This post has been many weeks in the making. After I finished The Luminaries, I picked up Matthew Quick's latest young adult novel, Forgive Me, Leonard Peacock. Quick wrote Silver Linings Playbook and also Boy 21, which I used quite a bit early in the school year with my students. I am trying to organize a way for students to do an author study, so I set off to find comparisons between the two titles. However, this turned into a theme study for myself, which has actually taken a lot out of me emotionally in the past few weeks. On the first page of this story, Leonard Peacock is taking a picture of his breakfast and a gun, and we learn he is planning on killing one of his classmates and then himself later that day.
Just like I teach my students, I need to take to writing to make sense of what I've been reading lately. This will be the first post in a series that focuses on how teenage violence is portrayed in literature.

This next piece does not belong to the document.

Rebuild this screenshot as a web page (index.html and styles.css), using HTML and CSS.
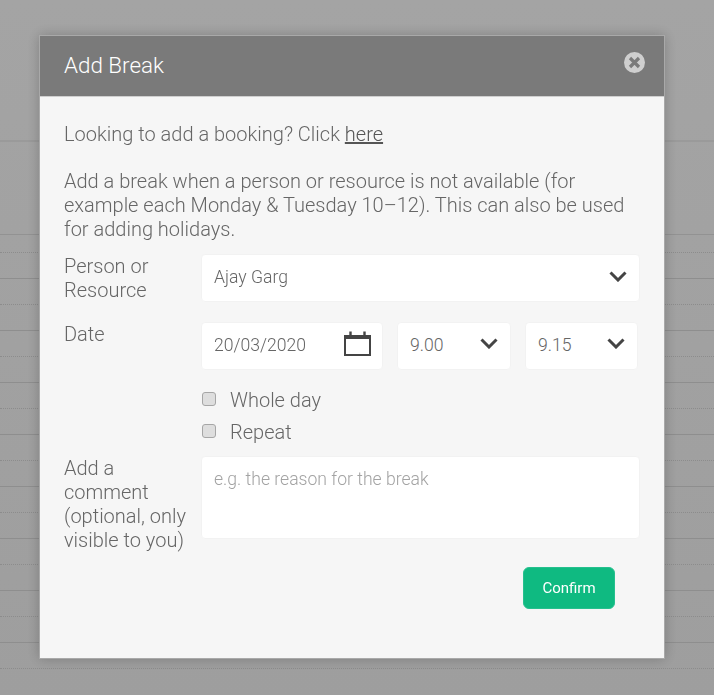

I am incredibly liberal when it comes to kids reading what they want to read, especially my Brooklyn 8th graders who are not sheltered from life's truths. What I love about most young adult literature, and why I think it is unhealthy for teenagers to jump straight into a diet of adult books and classics when they enter high school at 14, is that most young adult authors respect, love, and honor teenagers and their experiences. These authors are courageous in going to the places that many teens are scared to bring to their parents. These authors understand social-emotional development and their books often feel like therapy. Their protagonists deal with real issues in real ways and generally find genuine, realistic resolution: peace, an ability to move forward, an understanding of change. These authors haven't forgotten the pain, anger, and intensity of what it feels like to be an adolescent. When kids skip straight to books with adult characters, they miss out on so many healthy learning experiences.
However, as I continued to read Forgive Me, Leonard Peacock, I felt more and more uncomfortable. For an adult, I consider that a good thing: our reading should rattle us sometimes and force us to consider perspectives and experiences we would not otherwise encounter. And actually, for young adults, I think this holds true most of the time, which is why I encourage my students to read books about people who are different from them. But there was something deeply unsettling about this 17 year old character that made me stop and ask: are my 13 year old students ready for this?

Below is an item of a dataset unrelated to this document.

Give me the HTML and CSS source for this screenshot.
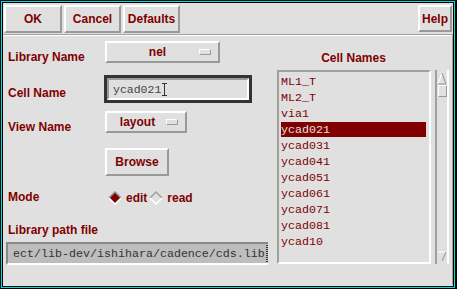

Quick's story telling does not shy away from harsh realities of our overly imperfect world: Leonard's parents are non-existent, which has left enormous scars and every time he allows himself to hope for understanding from his mother, she disappoints him again. He was abused by a peer. The ending of the story has hope, but it's not completely resolved and feels like a harsh (yet healthy) coming-of-age realization. Quick does provide two adults who support and understand Leonard, in the form of an elderly neighbor with whom he watches old films and his social studies teacher. These relationships also offer sound (not saccharin) advice to any teenager struggling with suicidal tendencies. I'm wondering if my uncomfortableness with the story comes from myself not fully realizing the depth of pain teenagers can face--and perhaps me wanting to think none of my 8th graders have reached this level yet--though, I know for a fact that's not true. And once I remember that fact, my uneasiness with the title makes me think that some teenagers need this story.
What I also realized, though, is that adults need this story, too--more so perhaps, than the page turning series that are so easy to devour (which also are important to read when you work with or have teenagers). Quick's book is hard to read, and that is why we must. Leonard Peacock's opinions about adults--surprisingly nuanced and mature--are the kinds of reminders adults need:
(Re: Vice Principal) Vice Principal Torres's face starts to turn eggplant purple as he says, "I don't have time for double talk this morning, Leonard." ...I was really trying to make a connection. I would have talked with him openly and honestly--no double talk at all--if he would have just sat down and taken a few minutes to be human. What's so important that he couldn't take five minutes to look up at the sky with me? (37)
(Re: Mother) Show me its possible to be an adult and be happy. Please (46).
(Re: School Counselor) Deep down she absolutely knows I'm bullshitting her, I'm sure of it. But she has a million problems to solve, hundreds of students who need her help, endless asshole parents to deal with, mountains of paperwork, meetings in that awful room with the round table and the window air-conditioning unit over the tropically hot boiler room, and so she knows the easiest thing to do is believe me. She's fulfilled her obligation, assuaged her conscience by finding me in the hallway and giving me the chance to freak out, and I've played my role too, by remaining calm, pretending to be okay, and therefore giving her permission to cross me off her things-to-do-list (97).
These quotes make me wonder if the title is actually coming from the voice of his peer-abuser or from the adults who didn't notice what was happening.
So, I am left thinking about a few things at this point. First, teenagers face incredible pain and as uncomfortable as some of the topics may be, books are part of the solution. Moreover, they need adults who can model how to be human in all its glory and hardship: how to be genuine with our emotions, have meaningful relationships, and how to find joy amidst the struggle.
1 comment:
Thanks for this thoughtful, thought provoking and well written post. I loved The Silver Linings Playbook and look forward to reading something very different by him. The book is in my shopping card!